Danish hippies faces tougher rules

COPENHAGEN (Reuters) - Residents in Copenhagen’s Christiania hippie commune could lose their virtually free housing after they lost a court battle with the Danish government on Tuesday.

Christiania residents stand outside the Copenhagen High Court May 26, 2009. REUTERS/Jens Noergaard Larsen/Scanpix

The citizens of the selfstyled freetown, known for its relaxed lifestyle and attitude to drugs, have been at loggerheads with authorities since they founded the community on disused military property in 1971.

Governments have long tried different approaches to reform the riverside commune, including temporary measures allowing the settlement and unsuccessful attempts to clear the area by force.

A 2004 law aimed to develop the area’s properties, force the 850 residents -- including 150 children -- to pay rent, create a transparent allocation of housing and clean up the drugs trade.

Residents said the law violated their rights, and took the case to court -- but on Tuesday they lost.

“The government, through its property agency, is exonerated,” Denmark’s Eastern High Court said in its verdict.

Finance Minister Claus Hjort Fredriksen said in a statement: “This confirms that the state has the full right to the area.”

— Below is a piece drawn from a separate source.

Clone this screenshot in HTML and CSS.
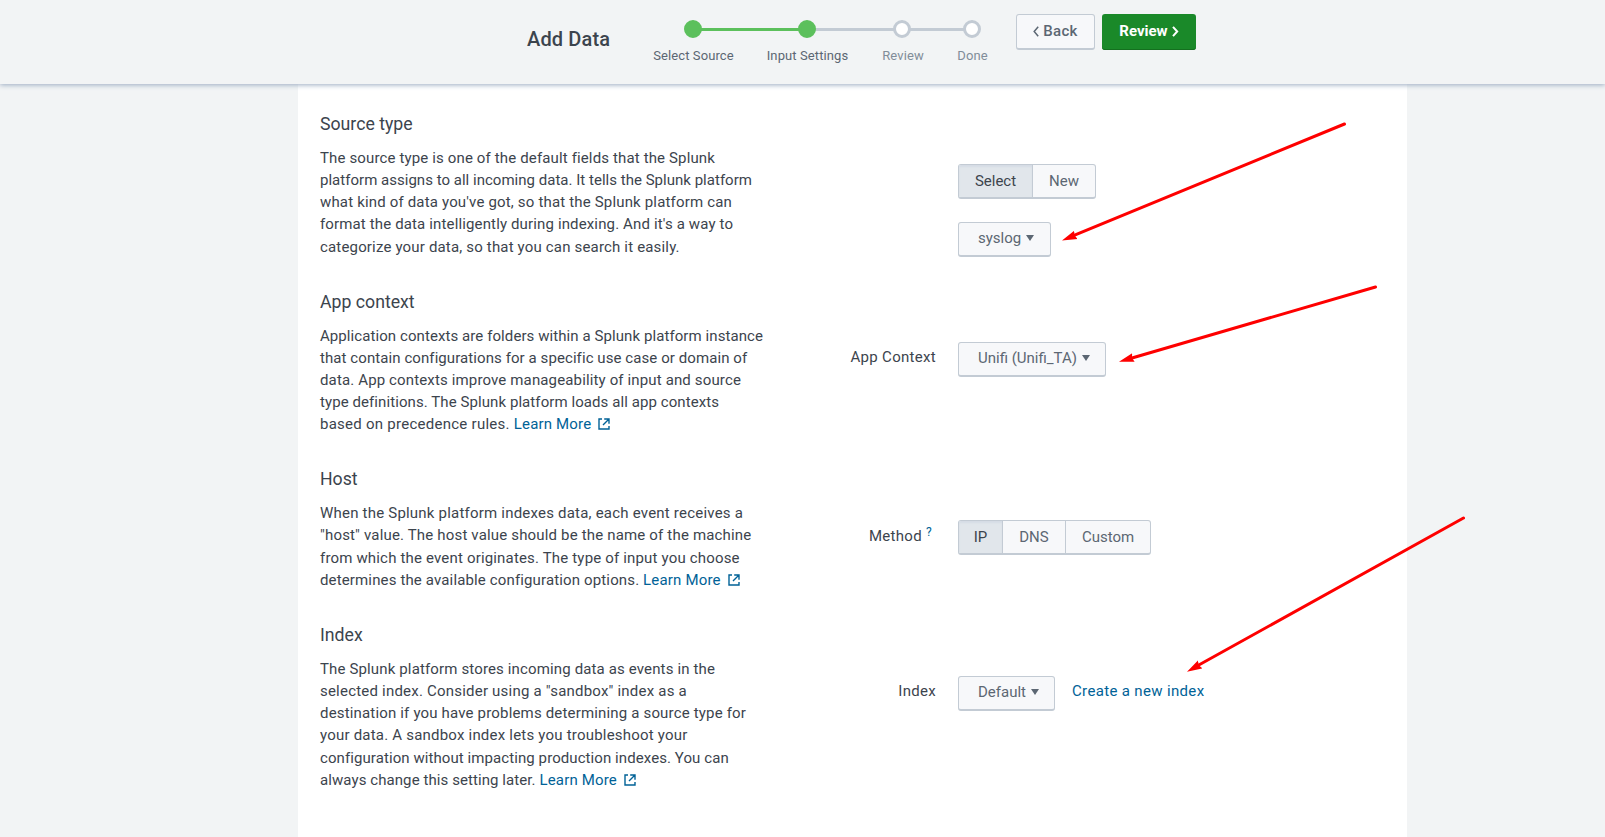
FILE: index.html
```html
<!DOCTYPE html>
<html lang="en">
<head>
<meta charset="utf-8">
<title>Add Data</title>
<link rel="stylesheet" href="styles.css">
</head>
<body>
<svg class="defs" width="0" height="0">
  <symbol id="ext" viewBox="0 0 12 12"><path d="M4 1H1v10h10V8M6.200 1H11v4.800M11 1L5 7" fill="none" stroke="currentColor" stroke-width="1.400"/></symbol>
</svg>
<header class="header">
  <h1 class="title">Add Data</h1>
  <ol class="steps">
    <li class="step done s1"><i class="dot"></i><span>Select Source</span></li>
    <li class="step done s2"><i class="dot"></i><span>Input Settings</span></li>
    <li class="step s3"><i class="dot"></i><span>Review</span></li>
    <li class="step s4"><i class="dot"></i><span>Done</span></li>
  </ol>
  <div class="nav">
    <button class="btn back"><svg width="6" height="11" viewBox="0 0 6 11"><path d="M5.200 .8L1.200 5.500l4 4.700" fill="none" stroke="currentColor" stroke-width="1.500"/></svg>Back</button>
    <button class="btn primary">Review<svg width="7" height="11" viewBox="0 0 7 11"><path d="M1 .8l4.200 4.700L1 10.200" fill="none" stroke="currentColor" stroke-width="2"/></svg></button>
  </div>
</header>
<main class="panel">
  <section class="section">
    <div class="info">
      <h2>Source type</h2>
      <p><span class="k3">The source type is one of the default fields that the Splunk</span><br><span class="k1">platform assigns to all incoming data. It tells the Splunk platform</span><br><span class="k4">what kind of data you've got, so that the Splunk platform can</span><br><span class="k3">format the data intelligently during indexing. And it's a way to</span><br><span class="k4">categorize your data, so that you can search it easily.</span></p>
    </div>
    <div class="label"></div>
    <div class="controls stack">
      <div class="group"><button class="seg on w74">Select</button><button class="seg w64">New</button></div>
      <button class="drop w93">syslog<i class="caret"></i></button>
    </div>
  </section>
  <section class="section">
    <div class="info">
      <h2>App context</h2>
      <p><span class="k2">Application contexts are folders within a Splunk platform instance</span><br><span class="k2">that contain configurations for a specific use case or domain of</span><br><span class="k3">data. App contexts improve manageability of input and source</span><br><span class="k2">type definitions. The Splunk platform loads all app contexts</span><br><span class="k6">based on precedence rules. </span><a class="k4" href="#">Learn More <svg class="ext"><use href="#ext"/></svg></a></p>
    </div>
    <div class="label">App Context</div>
    <div class="controls"><button class="drop w148">Unifi (Unifi_TA)<i class="caret"></i></button></div>
  </section>
  <section class="section">
    <div class="info">
      <h2>Host</h2>
      <p><span class="k5">When the Splunk platform indexes data, each event receives a</span><br><span class="k4">"host" value. The host value should be the name of the machine</span><br><span class="k4">from which the event originates. The type of input you choose</span><br><span class="k3">determines the available configuration options. </span><a class="k4" href="#">Learn More <svg class="ext"><use href="#ext"/></svg></a></p>
    </div>
    <div class="label low">Method <a class="help" href="#">?</a></div>
    <div class="controls low"><div class="group"><button class="seg on w44">IP</button><button class="seg w63">DNS</button><button class="seg w86">Custom</button></div></div>
  </section>
  <section class="section">
    <div class="info">
      <h2>Index</h2>
      <p><span class="k3">The Splunk platform stores incoming data as events in the</span><br><span class="k5">selected index. Consider using a "sandbox" index as a</span><br><span class="k4">destination if you have problems determining a source type for</span><br><span class="k5">your data. A sandbox index lets you troubleshoot your</span><br><span class="k2">configuration without impacting production indexes. You can</span><br><span class="k2">always change this setting later. </span><a class="k4" href="#">Learn More <svg class="ext"><use href="#ext"/></svg></a></p>
    </div>
    <div class="label low">Index</div>
    <div class="controls low"><button class="drop w97">Default<i class="caret"></i></button><a class="create" href="#">Create a new index</a></div>
  </section>
</main>
<svg class="arrows" width="1605" height="837" viewBox="0 0 1605 837">
  <defs><marker id="head" markerUnits="userSpaceOnUse" markerWidth="16" markerHeight="12" refX="15" refY="5" orient="auto"><path d="M0 .5L15 5L0 9.500L1.500 5z" fill="#fe0000"/></marker></defs>
  <g stroke="#fe0000" stroke-width="3" stroke-linecap="round">
    <path d="M1344.500 124L1074 235.400"/><path d="M1375.500 287L1132 358"/><path d="M1463.500 518L1197 666"/>
  </g>
  <g stroke="none" fill="none">
    <path d="M1345 124L1062 240.500" marker-end="url(#head)"/><path d="M1376 286.700L1119 361.700" marker-end="url(#head)"/><path d="M1464 517.500L1187 671.700" marker-end="url(#head)"/>
  </g>
</svg>
</body>
</html>
```
FILE: styles.css
```css
* { box-sizing: border-box; }
body { margin: 0; height: 837px; overflow: hidden; background: #f2f4f5; color: #3c444d; font: 15px/22.2px Roboto, "Liberation Sans", sans-serif; }
a { color: #006297; text-decoration: none; }
button { font: inherit; margin: 0; }
.defs { position: absolute; }
.header { position: relative; height: 84px; background: #f2f4f5; display: flex; box-shadow: 0 1px 5px #9aabc0; }
.title { margin: 26px 0 0 527px; width: 108px; font-size: 20px; line-height: 26px; font-weight: 500; white-space: nowrap; letter-spacing: .15px; }
.steps { list-style: none; margin: 20px 0 0; padding: 0; width: 381px; display: flex; }
.step { position: relative; display: flex; flex-direction: column; align-items: center; font-size: 13px; line-height: 18px; color: #818d99; white-space: nowrap; letter-spacing: .1px; }
.step.done { color: #5c6773; }
.step span { margin-top: 9px; padding-left: 2px; }
.s1 { width: 115px; } .s2 { width: 113px; } .s3 { width: 78px; } .s4 { width: 61px; }
.dot { position: relative; z-index: 1; width: 18px; height: 18px; border: 3px solid #c3cbd4; border-radius: 50%; background: #fff; }
.done .dot { background: #5cc05c; border-color: #5cc05c; }
.step::before, .step::after { content: ""; position: absolute; top: 8px; height: 3px; width: 50%; background: #c3cbd4; }
.step::before { left: 0; } .step::after { right: 0; }
.done::before, .s1::after { background: #5cc05c; }
.s1::before, .s4::after { display: none; }
.nav { display: flex; gap: 7px; margin-top: 14px; }
.btn { height: 36px; padding: 0 0 2px; display: flex; align-items: center; justify-content: center; gap: 4px; border-radius: 3px; font-weight: 500; }
.back { width: 79px; border: 1px solid #c3cbd4; border-bottom-width: 2px; background: #f7f8fa; color: #5c6773; letter-spacing: .3px; padding-bottom: 1px; }
.primary { width: 94px; border: 0; background: #1a8929; color: #fff; font-weight: 700; box-shadow: inset 0 -1px #14701f; }
.panel { margin-left: 298px; width: 1109px; height: 753px; padding: 28.800px 0 0 22px; background: #fff; }
.section { display: grid; grid-template-columns: 460px 156px 1fr; column-gap: 11px; padding-bottom: 32.700px; }
h2 { margin: 0 0 11px; font-size: 17.700px; line-height: 23px; font-weight: 400; }
p { margin: 0; white-space: nowrap; }
.k1 { letter-spacing: .02px; }
.k2 { letter-spacing: .08px; }
.k3 { letter-spacing: .14px; }
.k4 { letter-spacing: .17px; }
.k5 { letter-spacing: .21px; }
.k6 { letter-spacing: .26px; }
.ext { width: 12px; height: 12px; margin-left: 3px; vertical-align: -1px; }
.label { text-align: right; padding: 55.500px 11px 0 0; letter-spacing: .3px; }
.label.low { padding-top: 56.500px; }
.help { font-size: 12px; vertical-align: 5px; line-height: 1; margin-right: 4px; }
.controls { display: flex; align-items: flex-start; padding-top: 51.200px; }
.controls.low { padding-top: 52.200px; }
.stack { flex-direction: column; gap: 23px; }
.group { display: flex; height: 35px; border: 1px solid #c3cbd4; border-bottom-width: 2px; border-radius: 3px; background: #f7f8fa; overflow: hidden; }
.seg { border: 0; border-left: 1px solid #c3cbd4; background: transparent; color: #5c6773; padding: 0; }
.seg:first-child { border-left: 0; }
.seg.on { background: #e1e6eb; color: #3c444d; box-shadow: inset 0 2px 2px #d5dce5; }
.drop { display: flex; align-items: center; height: 35px; padding: 0 0 2px 19px; border: 1px solid #c3cbd4; border-bottom-width: 2px; border-radius: 3px; background: #f7f8fa; color: #5c6773; white-space: nowrap; }
.caret { margin-left: 5px; border: 4px solid transparent; border-top: 6px solid #5c6773; border-bottom: 0; }
.w44 { width: 43px; } .w63 { width: 63px; } .w64 { width: 63px; } .w74 { width: 73px; } .w86 { width: 85px; }
.w93 { width: 93px; } .w97 { width: 97px; } .w148 { width: 148px; }
.create { margin: 4px 0 0 17px; letter-spacing: .34px; }
.arrows { position: absolute; left: 0; top: 0; pointer-events: none; }
```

Taking a conciliatory tone, the minister asked Christiania residents to put aside their lawsuits and instead sit down for negotiations on how to implement the 2004 legislation.

But Knud Foldschack, a lawyer for the Christiania residents, promised to take the case to Denmark’s supreme court.

He said the verdict contained important arguments in favor of Christiania, including a recognition of its almost four decade existence.

“We have won a moral victory and have been given an important legal document to move forward with,” Foldschack told Danish TV2.